De tegenwoordige staat der Grieksche Kerk in Rusland, of kort begrip van de Christelijke Godgeleerdheid, door Platow, wijlen Metropolitaan van Moscow. Uit de Slavonische in de Engelsche taal overgezet. Met eene Inleiding over de kerkelijke inrigtingen in Rusland, en een Aanhangsel, betreffende den oorsprong en de verschillende sekten der Russische Dissenters, door R. Pinkerton. Uit het Engelsch vertaald. Te Haarlem, bij J.L. Augustini. 1817. In gr. 8vo. f 3-:-:
De tweede hoofdafdeeling der Christenkerk, bekend onder den naam van Oostersche of Grieksche Christenen, en welke, zoo men ook de Dissenters en de Monophysiten daaronder rekent, omtrent 53 (en in Rusland alleen ruim 33) millioenen menschen bedraagt, is in hare leer en kerkgebruiken in Europa over 't algemeen nog weinig bekend. De Reizigers, die hare omslagtige plegtigheden door onkundige Priesters zien verrigten, geven ons daarvan een zeer ongunstig denkbeeld. Zou het echter billijk zijn, b.v., de leer en eerdienst der Hervormden uit het jammerlijk gezang (si Dis placet) en het somtijds niet minder jammerlijk gepreek op menig afgelegen dorp te beoordeelen? En hebben de Reizigers, die den Griekschen Godsdienst zoo ongunstig beoordeelen, wel immer gelegenheid gehad, hoogere Geestelijken dier Kerke, b.v. van den berg Athos, van Moscow of Petersburg, te spreken of te hooren? Recensent althans bekent openhartig, dat bij hem het vooroordeel tegen de Grieksch-Russische Kerk, 't welk hij aan de bijna overeenstemmende getuigenissen van zoo vele Reizigers te danken had, al zeer diep zat, en dat hij nog dikwijls, onder de lezing van
| |
| |
het voor hem liggende werk, zichzelven afvroeg: Maar hoe komt dit toch met de dierlijke domheid der Pope's overeen? Dit is immers bijbelsch, Christelijk, uitnemend! Zou ook de Vertaler, pinkerton, de Kerk, die hij wilde doen kennen, en waarin hij zeker vele vrienden telt, een weinig opschikken, een weinig angliséren? - Maar deze verdenking moest verdwijnen door de verzekering diens Vertalers, (welken wij alle reden hebben voor een' gemoedelijk' en waarheidlievend' man te houden) dat hij alle pogingen aangewend heeft, om de denkbeelden van het oorspronkelijke getrouwelijk over te brengen, en niet zelden de kieschheid aan de duidelijkheid heeft opgeofferd. Toen verwonderde zich Recensent, dat hij niet eerder aan het groote Privilegie der Reizigers gedacht had; en dat zij hiervan zelfs een zeer matig gebruik gemaakt hadden, door namelijk niet voor de hand weg te liegen, maar slechts van de Godsdienstleeraars en het uiterlijk kleed tot het inwendige der leer te besluiten.

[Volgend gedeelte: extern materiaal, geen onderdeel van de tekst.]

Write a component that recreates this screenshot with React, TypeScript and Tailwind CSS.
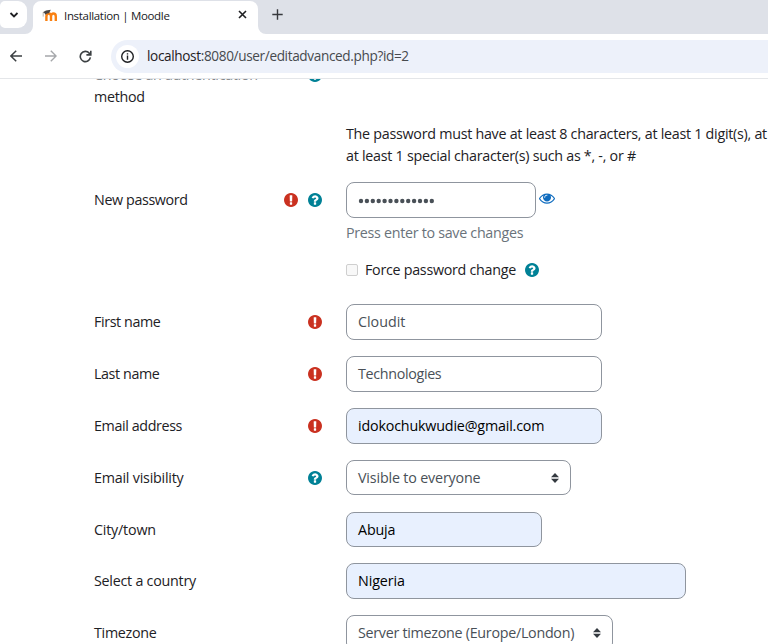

Wij ontvangen dan hier een echt, officieel verslag van de leerstellingen, die de Grieksch-Russische Kerk voor de hare erkent, uit de pen van eenen harer voornaamste Kerkvoogden, den Metropolitaan (omtrent zoo veel als Aartsbisschop) van Moscow, die dit werk in 1765 uitgaf, in den beginne dus der Regering van catharina de II. Welke vorderingen zal dan verlichting en bijbelkennis wel onder de lange Regering dezer werkzame Vorstin, en vooral onder die van haren Kleinzoon, den grooten alexander, hebben gemaakt; van hem, die Christen is in den edelsten zin van het woord, en reeds zoo veel voor het Christendom in zijn Rijk heeft gedaan! Waarlijk, dit gaf ons een zeer bemoedigend vooruitzigt; want de geest van dezen grooten Katechismus van platow is op de meeste plaatsen reeds zoo zuiver Christelijk, zoo volmaakt bijbelsch, dat de Protestant dien met kleine verandering den zijnen zou kunnen maken. Het trof ons vooral, zoo veel algemeen, zoo weinig bijzonder of sekten- | |
| |
Christendom, en bijna geheel geene controverse te vinden. Van dit stokpaardje der oude Katechismuschrijvers maakt zich deze in ééns af, (bl. 214, 215) door het verschil der Roomsche, Luthersche en Hervormde Kerken met de zijne kortelijk aan te wijzen. (Het spreekt van zelve, dat wij de verdediging des Christendoms tegen het ongeloof, die hier dikwijls voorkomt, geene controverse noemen.) - Doch laten wij den Lezer een meer geregeld denkbeeld van dit merkwaardige boek geven.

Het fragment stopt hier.